▶ Source excerpt:
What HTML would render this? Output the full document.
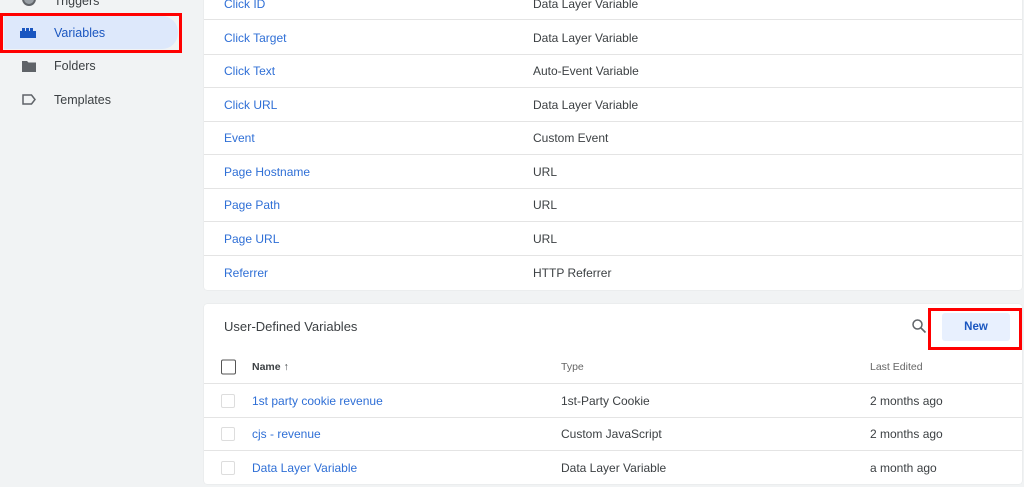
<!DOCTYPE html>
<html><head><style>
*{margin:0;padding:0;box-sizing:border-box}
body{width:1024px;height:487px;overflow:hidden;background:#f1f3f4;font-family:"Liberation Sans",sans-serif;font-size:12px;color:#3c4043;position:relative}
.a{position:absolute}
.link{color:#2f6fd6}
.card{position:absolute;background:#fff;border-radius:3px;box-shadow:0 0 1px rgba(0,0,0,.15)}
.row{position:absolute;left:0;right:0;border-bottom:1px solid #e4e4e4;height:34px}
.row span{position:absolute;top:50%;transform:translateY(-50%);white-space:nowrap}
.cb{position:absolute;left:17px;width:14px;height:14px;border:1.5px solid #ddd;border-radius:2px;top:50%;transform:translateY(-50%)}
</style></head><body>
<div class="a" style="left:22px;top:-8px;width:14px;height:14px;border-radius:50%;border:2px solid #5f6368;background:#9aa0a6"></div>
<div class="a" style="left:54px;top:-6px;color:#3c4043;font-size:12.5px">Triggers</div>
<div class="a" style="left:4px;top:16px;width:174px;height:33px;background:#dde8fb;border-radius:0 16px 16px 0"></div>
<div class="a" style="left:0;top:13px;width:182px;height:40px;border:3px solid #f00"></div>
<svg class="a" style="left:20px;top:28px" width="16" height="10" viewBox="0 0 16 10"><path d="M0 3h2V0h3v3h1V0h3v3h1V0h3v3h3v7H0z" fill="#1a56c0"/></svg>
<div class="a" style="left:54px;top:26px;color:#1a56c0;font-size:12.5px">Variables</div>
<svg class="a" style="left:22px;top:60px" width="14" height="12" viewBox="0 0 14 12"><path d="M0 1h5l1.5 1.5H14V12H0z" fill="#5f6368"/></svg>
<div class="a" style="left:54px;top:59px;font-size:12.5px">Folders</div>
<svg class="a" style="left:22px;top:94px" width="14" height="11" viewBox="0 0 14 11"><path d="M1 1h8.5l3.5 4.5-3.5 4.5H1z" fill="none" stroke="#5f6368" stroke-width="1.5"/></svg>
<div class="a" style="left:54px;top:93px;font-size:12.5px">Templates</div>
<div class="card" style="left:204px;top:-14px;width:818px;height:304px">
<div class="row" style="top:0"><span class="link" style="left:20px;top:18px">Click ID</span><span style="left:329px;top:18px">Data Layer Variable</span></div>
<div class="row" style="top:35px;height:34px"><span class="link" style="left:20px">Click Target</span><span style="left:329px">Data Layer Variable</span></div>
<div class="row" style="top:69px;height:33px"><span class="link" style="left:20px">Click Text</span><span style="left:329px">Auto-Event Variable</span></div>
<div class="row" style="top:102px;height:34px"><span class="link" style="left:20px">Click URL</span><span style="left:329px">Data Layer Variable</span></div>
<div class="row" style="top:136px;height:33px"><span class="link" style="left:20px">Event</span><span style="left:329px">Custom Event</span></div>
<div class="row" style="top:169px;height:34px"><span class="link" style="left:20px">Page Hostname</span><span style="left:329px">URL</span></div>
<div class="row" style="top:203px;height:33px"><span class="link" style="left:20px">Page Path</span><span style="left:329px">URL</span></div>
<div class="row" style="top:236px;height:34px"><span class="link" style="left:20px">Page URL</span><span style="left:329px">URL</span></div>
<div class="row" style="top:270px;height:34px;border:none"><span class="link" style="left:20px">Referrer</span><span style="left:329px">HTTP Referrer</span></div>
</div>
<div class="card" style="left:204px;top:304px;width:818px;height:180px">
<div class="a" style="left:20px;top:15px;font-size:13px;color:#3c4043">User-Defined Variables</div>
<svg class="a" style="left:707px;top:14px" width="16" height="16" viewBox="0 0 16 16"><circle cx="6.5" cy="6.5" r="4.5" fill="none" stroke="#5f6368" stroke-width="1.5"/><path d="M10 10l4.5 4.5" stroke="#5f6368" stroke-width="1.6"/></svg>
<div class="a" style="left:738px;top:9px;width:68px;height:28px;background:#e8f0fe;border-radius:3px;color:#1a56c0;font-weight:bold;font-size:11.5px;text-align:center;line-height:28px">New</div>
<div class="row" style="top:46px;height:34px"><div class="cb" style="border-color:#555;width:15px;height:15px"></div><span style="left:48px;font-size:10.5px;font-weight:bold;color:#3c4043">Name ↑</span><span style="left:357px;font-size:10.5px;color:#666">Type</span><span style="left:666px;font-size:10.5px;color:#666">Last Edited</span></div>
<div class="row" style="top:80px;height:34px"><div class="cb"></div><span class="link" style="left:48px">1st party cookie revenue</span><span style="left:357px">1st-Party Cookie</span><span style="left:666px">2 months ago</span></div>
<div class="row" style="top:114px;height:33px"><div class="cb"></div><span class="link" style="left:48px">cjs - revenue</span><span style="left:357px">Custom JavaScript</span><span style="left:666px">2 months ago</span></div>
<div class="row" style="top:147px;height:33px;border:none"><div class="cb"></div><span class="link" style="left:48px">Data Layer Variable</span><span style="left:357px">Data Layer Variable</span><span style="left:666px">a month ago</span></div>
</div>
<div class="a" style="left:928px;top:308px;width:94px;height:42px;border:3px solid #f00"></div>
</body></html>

▶ Goal: Reproduce the material above in full and without alteration, but skip all pictures.

▶ Solution below:
What HTML would render this? Output the full document.
<!DOCTYPE html>
<html><head><style>
*{margin:0;padding:0;box-sizing:border-box}
body{width:1024px;height:487px;overflow:hidden;background:#f1f3f4;font-family:"Liberation Sans",sans-serif;font-size:12px;color:#3c4043;position:relative}
.a{position:absolute}
.link{color:#2f6fd6}
.card{position:absolute;background:#fff;border-radius:3px;box-shadow:0 0 1px rgba(0,0,0,.15)}
.row{position:absolute;left:0;right:0;border-bottom:1px solid #e4e4e4;height:34px}
.row span{position:absolute;top:50%;transform:translateY(-50%);white-space:nowrap}
.cb{position:absolute;left:17px;width:14px;height:14px;border:1.5px solid #ddd;border-radius:2px;top:50%;transform:translateY(-50%)}
</style></head><body>
<div class="a" style="left:22px;top:-8px;width:14px;height:14px;border-radius:50%;border:2px solid #5f6368;background:#9aa0a6"></div>
<div class="a" style="left:54px;top:-6px;color:#3c4043;font-size:12.5px">Triggers</div>
<div class="a" style="left:4px;top:16px;width:174px;height:33px;background:#dde8fb;border-radius:0 16px 16px 0"></div>
<div class="a" style="left:0;top:13px;width:182px;height:40px;border:3px solid #f00"></div>
<svg class="a" style="left:20px;top:28px" width="16" height="10" viewBox="0 0 16 10"><path d="M0 3h2V0h3v3h1V0h3v3h1V0h3v3h3v7H0z" fill="#1a56c0"/></svg>
<div class="a" style="left:54px;top:26px;color:#1a56c0;font-size:12.5px">Variables</div>
<svg class="a" style="left:22px;top:60px" width="14" height="12" viewBox="0 0 14 12"><path d="M0 1h5l1.5 1.5H14V12H0z" fill="#5f6368"/></svg>
<div class="a" style="left:54px;top:59px;font-size:12.5px">Folders</div>
<svg class="a" style="left:22px;top:94px" width="14" height="11" viewBox="0 0 14 11"><path d="M1 1h8.5l3.5 4.5-3.5 4.5H1z" fill="none" stroke="#5f6368" stroke-width="1.5"/></svg>
<div class="a" style="left:54px;top:93px;font-size:12.5px">Templates</div>
<div class="card" style="left:204px;top:-14px;width:818px;height:304px">
<div class="row" style="top:0"><span class="link" style="left:20px;top:18px">Click ID</span><span style="left:329px;top:18px">Data Layer Variable</span></div>
<div class="row" style="top:35px;height:34px"><span class="link" style="left:20px">Click Target</span><span style="left:329px">Data Layer Variable</span></div>
<div class="row" style="top:69px;height:33px"><span class="link" style="left:20px">Click Text</span><span style="left:329px">Auto-Event Variable</span></div>
<div class="row" style="top:102px;height:34px"><span class="link" style="left:20px">Click URL</span><span style="left:329px">Data Layer Variable</span></div>
<div class="row" style="top:136px;height:33px"><span class="link" style="left:20px">Event</span><span style="left:329px">Custom Event</span></div>
<div class="row" style="top:169px;height:34px"><span class="link" style="left:20px">Page Hostname</span><span style="left:329px">URL</span></div>
<div class="row" style="top:203px;height:33px"><span class="link" style="left:20px">Page Path</span><span style="left:329px">URL</span></div>
<div class="row" style="top:236px;height:34px"><span class="link" style="left:20px">Page URL</span><span style="left:329px">URL</span></div>
<div class="row" style="top:270px;height:34px;border:none"><span class="link" style="left:20px">Referrer</span><span style="left:329px">HTTP Referrer</span></div>
</div>
<div class="card" style="left:204px;top:304px;width:818px;height:180px">
<div class="a" style="left:20px;top:15px;font-size:13px;color:#3c4043">User-Defined Variables</div>
<svg class="a" style="left:707px;top:14px" width="16" height="16" viewBox="0 0 16 16"><circle cx="6.5" cy="6.5" r="4.5" fill="none" stroke="#5f6368" stroke-width="1.5"/><path d="M10 10l4.5 4.5" stroke="#5f6368" stroke-width="1.6"/></svg>
<div class="a" style="left:738px;top:9px;width:68px;height:28px;background:#e8f0fe;border-radius:3px;color:#1a56c0;font-weight:bold;font-size:11.5px;text-align:center;line-height:28px">New</div>
<div class="row" style="top:46px;height:34px"><div class="cb" style="border-color:#555;width:15px;height:15px"></div><span style="left:48px;font-size:10.5px;font-weight:bold;color:#3c4043">Name ↑</span><span style="left:357px;font-size:10.5px;color:#666">Type</span><span style="left:666px;font-size:10.5px;color:#666">Last Edited</span></div>
<div class="row" style="top:80px;height:34px"><div class="cb"></div><span class="link" style="left:48px">1st party cookie revenue</span><span style="left:357px">1st-Party Cookie</span><span style="left:666px">2 months ago</span></div>
<div class="row" style="top:114px;height:33px"><div class="cb"></div><span class="link" style="left:48px">cjs - revenue</span><span style="left:357px">Custom JavaScript</span><span style="left:666px">2 months ago</span></div>
<div class="row" style="top:147px;height:33px;border:none"><div class="cb"></div><span class="link" style="left:48px">Data Layer Variable</span><span style="left:357px">Data Layer Variable</span><span style="left:666px">a month ago</span></div>
</div>
<div class="a" style="left:928px;top:308px;width:94px;height:42px;border:3px solid #f00"></div>
</body></html>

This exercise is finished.